Scoop Jackson: Yao Ming has to do something. The series against the Lakers will be where we discover whether Yao is ever going to be a dominant player or just a complementary big that needs a future Hall of Famer or two to validate him. It's a different type of pressure. More personal than team-oriented. But now that the Rockets have gotten past the first round and McGrady isn't there, the spotlight is going to be on Yao.
Question: The Rockets finally advanced to the second round -- without McGrady. Are they a better team without him? Do they have any shot against the Lakers?
Jemele Hill: Can T-Mac's "superstar" card finally be revoked? Houston is better without him because the offense goes through Yao, who is an excellent passer. Ultimately, Houston will lose this series because the Rockets just don't have enough. And any time someone anoints himself as the guy who can shut down Kobe -- see Ron Artest -- it does not end well. I'll be pleasantly surprised if this series goes beyond five games.
Scoop Jackson: Jemele, just read my last column. Anyone that believes that the Rockets are better without T-Mac is as clueless as Stacey Dash. As the rounds get deeper, that superstar will become necessary and needed. (Think the Knicks were better without Patrick Ewing when they played the Spurs in the 1999 Finals, even though they were "playing better" without him?) In the case of McGrady against the Lakers, the Rockets will miss his ability to counter Kobe's production, and they will miss his ability to win games with a single shot. While those things weren't necessary for the Rockets to get past the Blazers, it will probably be the reason they won't get by the Lakers.
Question: Glen "Big Baby" Davis was one player who burst into the spotlight in Round 1. Give us three sleeper players to watch in Round 2.
Jemele Hill: J.R. "Swish" (Smith): He's the reason the Nuggets arguably have the best bench in the league. Rashard Lewis: He's got a pretty favorable matchup against Big Baby. He should put up big numbers. Shane Battier: He quietly had an excellent series against Portland, including a couple of big 3s in the last game. He's not flashy, but he's efficient and smart, and not the guy to leave alone on the 3-point line.

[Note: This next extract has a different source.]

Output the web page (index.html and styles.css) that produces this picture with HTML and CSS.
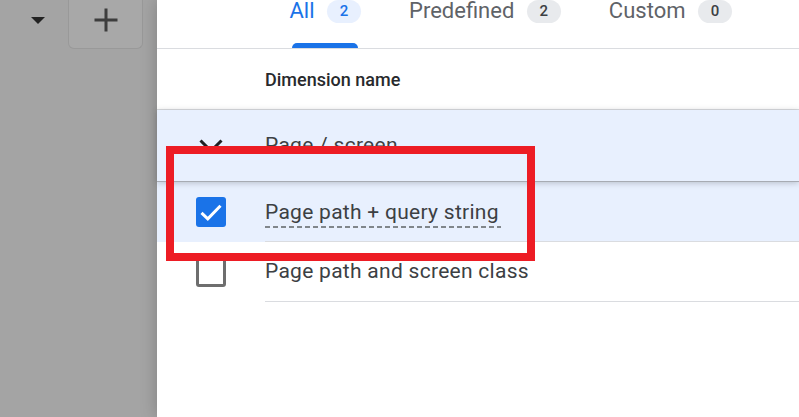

Scoop Jackson: Al Horford: If he holds his own against Zydrunas Ilgauskas, Al will come out of the series as the player who is the key to the Hawks' success. His defense is going to be the determining factor. Nene: He has the possibility to float under the radar and be the main reason the Nuggets easily get past Dallas. The fact that he matches up against Erick Dampier will cater to Nene's virtues as a center stuck in a power forward's body. Shannon Brown: When's the last time you saw Jordan Farmer in a game? Shannon gives the Lakers a toughness in the backcourt they haven't had since Ron Harper.